Open Cities14 Minaret Controversy
Changing city skylines
The people have decided: no more minarets in Swiss cityscapes. The question is how and why. The controversy over minarets has to be put into the context of who is shaping city skylines, with what artifacts, for what purpose, with whose legitimacy. Ever since cities have been built they express the power structure of those who made them and those who inhabit them. As Rousseau said, houses make a town, citizens make a city.
Revisiting Mumford
Mumford’s ‘City in History’ (1961, Pelican 1979) divides the evolution of cities into two strands: the open city and the city of domination and power. The open city is the symbol of calmness and confidence. Like the initial village this symbiotic city puts new forces at the disposal of humanity through organic association, resorting to voluntary cooperation, mutual accommodation and reaching wider communication and understanding. He ranks the ancient cities of the Pharaohs among them. However, the city which dominates the history of humankind is tempestuous, riddled with uncertainty, danger and anxiety. It relies on domination, heartless exploitation, parasitic enfeeblement, expansion based on violence and conflicts. As ‘instruments of extraction and concentration of surplus’ according to Childe, these predatory, often fortified cities affirm themselves through symbols of power.
Do these male symbols of domination make sense for Mumford’s ‘One World Man’? Do they have a place in the city which enables citizens to express and actualise their human personality? Mumford’s vision of the future city represents the shift from the power economy to the life economy, the city as an ‘organ of love’ nurturing care and culture of men. What is the dramatic representation of such a humanistic city with human beings in charge of their own destiny, taking an active and formative part in shaping their city? Would it make the competition of dominating the city skyline with controversial power symbols redundant? Would it offer a fertile ground for building consensus of what the humanistic, integrated, multicultural open city of the future would look like?
Fear of the other
Whether held by astronomer priests, unifying kingships or predatory merchants, changing power structures are dominated by politics, religion, absolute rulers, energy (Mumford’s coketown), or money. Each of them impose their visual marks on the city and its skyline: hill-top fortresses, cathedrals with powering spires, monumental palaces, factory stacks, self promoting town halls, seats of modern dictators, skyscrapers for financial institutions. The arrival of minarets on a western skyline with its own idiosyncratic symbols of power has clearly aroused anxiety among mainstream society. While church spires cohabit with secular tower blocks, historic palaces with modern town halls, why are minarets so offensive? Why are they not trusted to integrate into the existing urban fabric which symbolises the socio-cultural and moral values of its inhabitants? Why is the influx of 400,000 Muslims, a mere 5% of the population, so disturbing in Switzerland? The unexpected dual support by a majority of the population and the cantons of an initiative from xenophobic quarters has unsettled Swiss public opinion and brought shock waves through the world on which Switzerland is very dependent.

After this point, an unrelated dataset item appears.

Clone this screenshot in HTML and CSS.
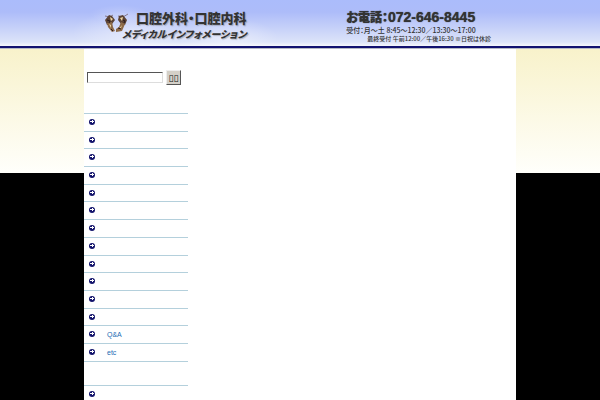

This stance of exclusion supports Mumford’s assumption that the conflicting city is outflanking the symbiotic city. Is there a path from this urban reality to an open city? The public debate triggered by this political minority manoeuvre, using the instruments of democracy to what many consider perverse finalities should provide some answers.
Vox populi
‘Le Temps’, the major daily Swiss newspaper in French, undertook a survey (published on 30/12/09) among young Swiss people from a broad spectrum of ethnicities. Born in 1992, the year when Switzerland left the European Economic Area, and reaching voting age in 2010 they were asked about how they perceive their future within or outside Europe, within or outside a cosmopolitan environment, at a time when Switzerland’s position on the fence seems untenable. Aware of their privileged position and convinced that Switzerland offers them the best opportunities, they fear that small Switzerland could become too insular.
However, in their view EU membership is not a way toward greater integration but a threat to direct democracy whose empowerment they appreciate, although they value the contribution of the EU to European unity, peace and mutual assistance and consider that the increase of foreigners will lead to European integration eventually.
Their position regarding the minaret ban varies. Some Muslims among them see it as an attack on Islam while others find that it harms Swiss tradition of tolerance and neutrality, although they are critical about certain Islamic customs, especially regarding women and think that it is healthy to bring such controversies into the political arena.
What is clear from the survey is that the Swiss schooling system has a tremendous power of integration. Perhaps the key lesson for open cities is not to segregate children in schools and let them experience different cultures and customs while they are growing into adults.